Uit het rapport van het eerste gehoor komt naar voren dat zijn cliënt actief zou hebben deelgenomen aan de oorlog. Zulks kan leiden tot een onderzoek door de IND betreffende de toepasselijkheid van artikel 1F Vluchtelingenverdrag hetgeen een

uitsluitingsgrond voor bescherming onder het Vluchtelingenverdrag wegens het plegen van mensenrechtenschendingen/misdaden tegen de menselijkheid kan opleveren.

Zijn cliënt blijft er bij dat hij de gewraakte passages niet heeft verklaard.

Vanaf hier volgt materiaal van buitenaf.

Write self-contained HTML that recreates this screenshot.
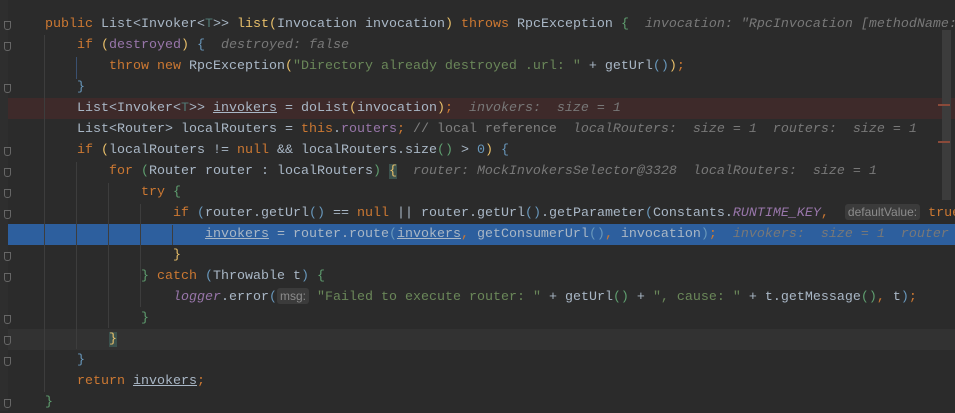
<!DOCTYPE html>
<html><head><meta charset="utf-8"><style>
body{margin:0;width:955px;height:411px;background:#2b2b2b;overflow:hidden;position:relative;font-family:"Liberation Mono",monospace;font-size:13.33px;}
.w{position:absolute;left:0;top:2px;width:955px;height:411px}
.gut{position:absolute;left:0;top:0;width:8px;height:411px;background:#2e2e2e;}
.ln{position:absolute;left:0;width:955px;height:21px;line-height:21px;white-space:pre;color:#a9b7c6}
.ln span.c{position:absolute;left:45px;top:0}
.k{color:#cc7832}.s{color:#6a8759}.h{color:#787878;font-style:italic}.f{color:#9876aa}.t{color:#507874}
.y{color:#e8bf6a}.b{color:#6897bb}.g{color:#5f9e6f}.fi{color:#9876aa;font-style:italic}
.u{text-decoration:underline}
.p{display:inline-block;background:#3b3b3b;color:#8c8c8c;font-family:"Liberation Sans",sans-serif;font-size:12px;border-radius:3px;padding:0 3px;line-height:16px}
.fold{position:absolute;left:4px;width:7px;height:9px;border:1px solid #666;border-radius:0 0 3px 3px;box-sizing:border-box}
.ig{position:absolute;width:1px;background:#3d3d3d}
</style></head><body>
<div class="gut"></div>
<div class="w">
<div class="ln" style="top:96px;left:8px;background:#3e2a2a"></div>
<div class="ln" style="top:222px;left:8px;background:#2d5f9e"></div>
<div class="ln" style="top:327px;left:8px;background:#323232"></div>
<div class="ig" style="left:44px;top:33px;height:357px"></div>
<div class="ig" style="left:76px;top:160px;height:187px"></div>
<div class="ig" style="left:108px;top:181px;height:145px"></div>
<div class="ig" style="left:140px;top:202px;height:103px"></div>
<div class="ig" style="left:172px;top:223px;height:20px"></div>
<div class="ig" style="left:76px;top:55px;height:22px;background:#3a5070"></div>
<div class="fold" style="top:19px"></div><div class="fold" style="top:40px"></div><div class="fold" style="top:82px"></div>
<div class="fold" style="top:145px"></div><div class="fold" style="top:166px"></div><div class="fold" style="top:187px"></div><div class="fold" style="top:208px"></div>
<div class="fold" style="top:250px"></div><div class="fold" style="top:271px"></div><div class="fold" style="top:313px"></div><div class="fold" style="top:334px"></div><div class="fold" style="top:355px"></div><div class="fold" style="top:397px"></div>
<div class="ln" style="top:12px"><span class="c"><span class="k">public </span>List&lt;Invoker&lt;<span class="t">T</span>&gt;&gt; <span class="y">list</span><span class="y">(</span>Invocation invocation<span class="y">)</span> <span class="k">throws </span>RpcException <span class="g">{</span>  <span class="h">invocation: "RpcInvocation [methodName:</span></span></div>
<div class="ln" style="top:33px"><span class="c">    <span class="k">if </span><span class="y">(</span><span class="f">destroyed</span><span class="y">)</span> <span class="b">{</span>  <span class="h">destroyed: false</span></span></div>
<div class="ln" style="top:54px"><span class="c">        <span class="k">throw new </span>RpcException<span class="y">(</span><span class="s">"Directory already destroyed .url: "</span> + getUrl<span class="b">()</span><span class="y">)</span><span class="k">;</span></span></div>
<div class="ln" style="top:75px"><span class="c">    <span class="b">}</span></span></div>
<div class="ln" style="top:96px"><span class="c">    List&lt;Invoker&lt;<span class="t">T</span>&gt;&gt; <span class="u">invokers</span> = doList<span class="y">(</span>invocation<span class="y">)</span><span class="k">;</span>  <span class="h">invokers:  size = 1</span></span></div>
<div class="ln" style="top:117px"><span class="c">    List&lt;Router&gt; localRouters = <span class="k">this</span>.<span class="f">routers</span><span class="k">;</span> <span style="color:#808080">// local reference</span>  <span class="h">localRouters:  size = 1  routers:  size = 1</span></span></div>
<div class="ln" style="top:138px"><span class="c">    <span class="k">if </span><span class="y">(</span>localRouters != <span class="k">null </span>&amp;&amp; localRouters.size<span class="g">()</span> &gt; <span class="b">0</span><span class="y">)</span> <span class="b">{</span></span></div>
<div class="ln" style="top:159px"><span class="c">        <span class="k">for </span><span class="g">(</span>Router router : localRouters<span class="g">)</span> <span class="y" style="background:#3b514d">{</span>  <span class="h">router: MockInvokersSelector@3328  localRouters:  size = 1</span></span></div>
<div class="ln" style="top:180px"><span class="c">            <span class="k">try </span><span class="g">{</span></span></div>
<div class="ln" style="top:201px"><span class="c">                <span class="k">if </span><span class="b">(</span>router.getUrl<span class="b">()</span> == <span class="k">null </span>|| router.getUrl<span class="b">()</span>.getParameter<span class="b">(</span>Constants.<span class="fi">RUNTIME_KEY</span><span class="k">,</span>  <span class="p">defaultValue:</span> <span class="k">true</span></span></div>
<div class="ln" style="top:222px"><span class="c">                    <span class="u">invokers</span> = router.route<span class="b">(</span><span class="u">invokers</span><span class="k">,</span> getConsumerUrl<span class="b">()</span><span class="k">,</span> invocation<span class="b">)</span><span class="k">;</span>  <span class="h">invokers:  size = 1  router</span></span></div>
<div class="ln" style="top:243px"><span class="c">                <span class="y">}</span></span></div>
<div class="ln" style="top:264px"><span class="c">            <span class="g">}</span> <span class="k">catch </span><span class="b">(</span>Throwable t<span class="b">)</span> <span class="g">{</span></span></div>
<div class="ln" style="top:285px"><span class="c">                <span class="fi">logger</span>.error<span class="b">(</span><span class="p">msg:</span> <span class="s">"Failed to execute router: "</span> + getUrl<span class="g">()</span> + <span class="s">", cause: "</span> + t.getMessage<span class="g">()</span><span class="k">,</span> t<span class="b">)</span><span class="k">;</span></span></div>
<div class="ln" style="top:306px"><span class="c">            <span class="g">}</span></span></div>
<div class="ln" style="top:327px"><span class="c">        <span class="y" style="background:#3b514d">}</span></span></div>
<div class="ln" style="top:348px"><span class="c">    <span class="b">}</span></span></div>
<div class="ln" style="top:369px"><span class="c">    <span class="k">return </span><span class="u">invokers</span><span class="k">;</span></span></div>
<div class="ln" style="top:390px"><span class="c"><span class="g">}</span></span></div>
</div>
<div style="position:absolute;left:942px;top:30px;width:9px;height:170px;background:#3c3c3c"></div>
<div style="position:absolute;left:938px;top:104px;width:12px;height:2px;background:#8a4a3a"></div>
<div style="position:absolute;left:938px;top:141px;width:12px;height:2px;background:#8a4a3a"></div>
</body></html>
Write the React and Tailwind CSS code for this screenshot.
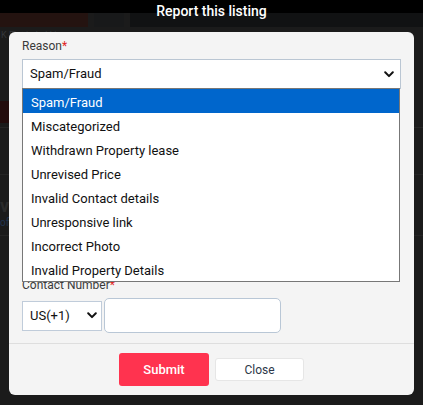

Voor dit soort problemen is juist de klachtenregeling in het leven geroepen.

Hij kon zijn cliënt in de periode voor de mondelinge behandeling bij de klachtencommissie niet bereiken. Nadien heeft hij wel weer contact met zijn cliënt gehad en heeft hij in overleg met zijn cliënt aan de klachtencommissie meegedeeld dat de zaak kan worden afgedaan op de stukken.

Tijdens de gesprekken met zijn cliënt heeft hij immer gebruik gemaakt van professionele tolken Somalisch.

Hij is niet lichtvaardig overgegaan tot de indiening van een klacht tegen klager.

Omdat de klachtencommissie in het voordeel van klager heeft beslist is er geen sprake van dat de reputatie van klager is beschadigd.

6.

De raad beoordeelt de klacht als volgt:

Bij brief van [….] 2010 heeft verweerder aan de raad verzocht de mondelinge behandeling te verschuiven naar een later tijdstip op de ochtend. Dit verzoek is niet gehonoreerd en de raad zal de zaak thans afdoen zonder dat een mondelinge behandeling heeft plaatsgevonden.

De raad heeft er begrip voor dat klager zich in zijn integriteit voelt aangetast doordat verweerder een klacht tegen hem heeft ingediend.

Gezien het grote belang van zijn cliënt heeft verweerder echter de klacht mogen indienen bij de klachtencommissie ook al beschikte hij niet over bewijzen ter onderbouwing van de klacht. Dat verweerder misbruik van het klachtrecht heeft gemaakt is niet vast komen te staan. Daarom is de klacht ongegrond.

DE BESLISSING VAN DE RAAD LUIDT ALS VOLGT:

De klacht van klager is ongegrond.

Aldus beslist door de raad in de hiervoor vermelde samenstelling op 6 december 2010.